In doing my job at pretending to be a film critic, I failed immediately. I got off the Amtrak in time to take the subway up to my hotel, drop bags, and ride right back down to the Upper West Side to queue outside the Walter Reade with dozens and dozens of Press & Industry pass holders to try and see The Brutalist, the latest by wanna-be auteur (and half decent actor) Brady Corbet. The promise of a 70mm projection and the next “Great American Epic” was too much for me to ultimately get in, even after waiting in line for well over an hour — probably for the best, I really had only planned to write a hit piece.
But The Brutalist is a movie that’s going to make rounds — perhaps not straight to theaters, but it’ll have enough festival buzz to play New York & L.A. in time for awards season and probably become a well-advertised streaming staple on Max or Prime or whoever ends up buying it. I’ll get to see it. That’s how most of the movies are at these big fests, and it seems like half the point here is to sell overpriced tickets of Anora to NYU students and wealthy geriatrics crossing Central Park from their classic sixes. The more artistically important function of these fests is bringing the stuff that won’t play anywhere, be that more experimental, demanding documentary works like Ben Russell & Guillaume Cailleau’s Direct Action, or projecting the latest restorations of cinema that went to the wayside, waiting to be re-released.
When I got back to my hotel after failing to inject myself into the hot, current film discourse, I opened up my Chromebook and threw on a screener for Nightshift, an underground British film directed by Robina Rose, shot in a hotel where her and much of the cast worked. Starring Jordan (best known for her role in Amyl Nitrate in Derek Jarmen’s Jubilee) as a hotel receptionist, much of the film is shot in static wides from the perspective of the front desk as a cavalcade of surreal and idiosyncratic guests check in for the night, coming in one after the other as if the lobby of the hotel were a stage in Greek play so ancient that it predates dramaturgy itself.
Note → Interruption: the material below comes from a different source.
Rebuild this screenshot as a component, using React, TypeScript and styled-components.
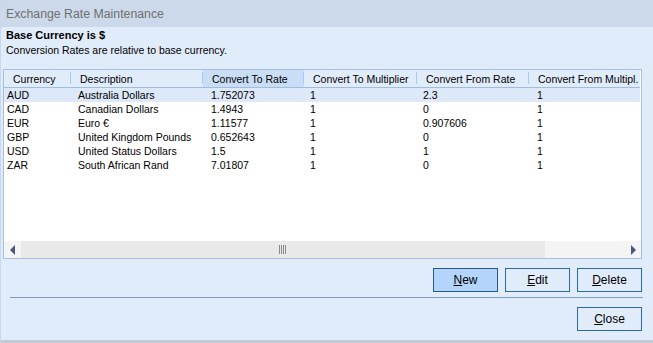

Time stretches and pulls, and a routine shift in the small hours of the night reveal an oneiric world that is waking while the rest of us are sleeping, externalized in the confines of a hotel that feels itself completely out of time.
One of the first to approach to the desk is a strange old woman (what we’d now call a Tilda Swinton role) played by Anna Rees-Mogg, and if that last name sounds familiar it is probably because of her nephew Jacob, who was the Tory in British Parliament who was liable to show up to events in top hat and tails. Rees-Mogg came from a wealthy conservative publishing familiar in Britain, but her interest in left-wing politics and experimental film left her estranged from her family. She’d join an adoptive one instead, acting as a mother figure to a whole generation of British avant-garde filmmakers. Rees-Mogg’s work and name, however, remains obscure outside of the UK.
Behind camera on Nightshift is American independent filmmaker Jon Jost, a man who’s work stretches over five decades but too remains obscure, even in his home country (I first found out about him from my bar manager late into the night and I-don’t-know-how-many drinks deep at our holiday party years ago). Jost is figure ripe for rediscovery, both because of his constantly innovative form — of which I can’t think of a single equivalent, at least not in the States — and his staunch, cogent radical politics, which is all the more stunningly articulate in his films from the arch conservative 80s or the liberal psychosis after the Cold War. His work is a window into an America basically forgotten by any mainstream narrative, he’s a part of a counterculture so genuine that the culture hasn’t even noticed it.
Hiding in Nightshift is the spirit of independence that gets talked about a lot in the world of “independent” film, but is much more rarely actually seen. The accessibility of the environment both makes for a cheap production and one deeply informed by the experiences within it of those in front of and behind the camera. It’s pure authenticity, self-expression by any means available. It’s punk, but with the aesthetic inclinations of experimental theater and film form that feels more reminiscent to the dreaminess of silent film than it does to low-budget grit that came right before it in the 70s. It’s the kind of film that I sit and wonder, “Why doesn’t this play in Baltimore?” Do you have to have a festival as big as NYFF to attract the couple of interested parties? Is it true that the only handful of people in America that are really interested in works like Nightshift are the dozen or so that will pile into an empty theater in one of the country’s largest media markets to see it? I don’t think so, but cinema exhibition is such a cash-heavy enterprise that it often feels like a city has to be as big as New York to maintain a healthy microcinema like Spectacle (itself a product of a New York film scene that is dying or no longer exists). Every once and while people in Baltimore pop up a screening at Normals or talk about turning some performance space into a rep theater, but nothing is sticking yet — although that doesn’t mean it can’t.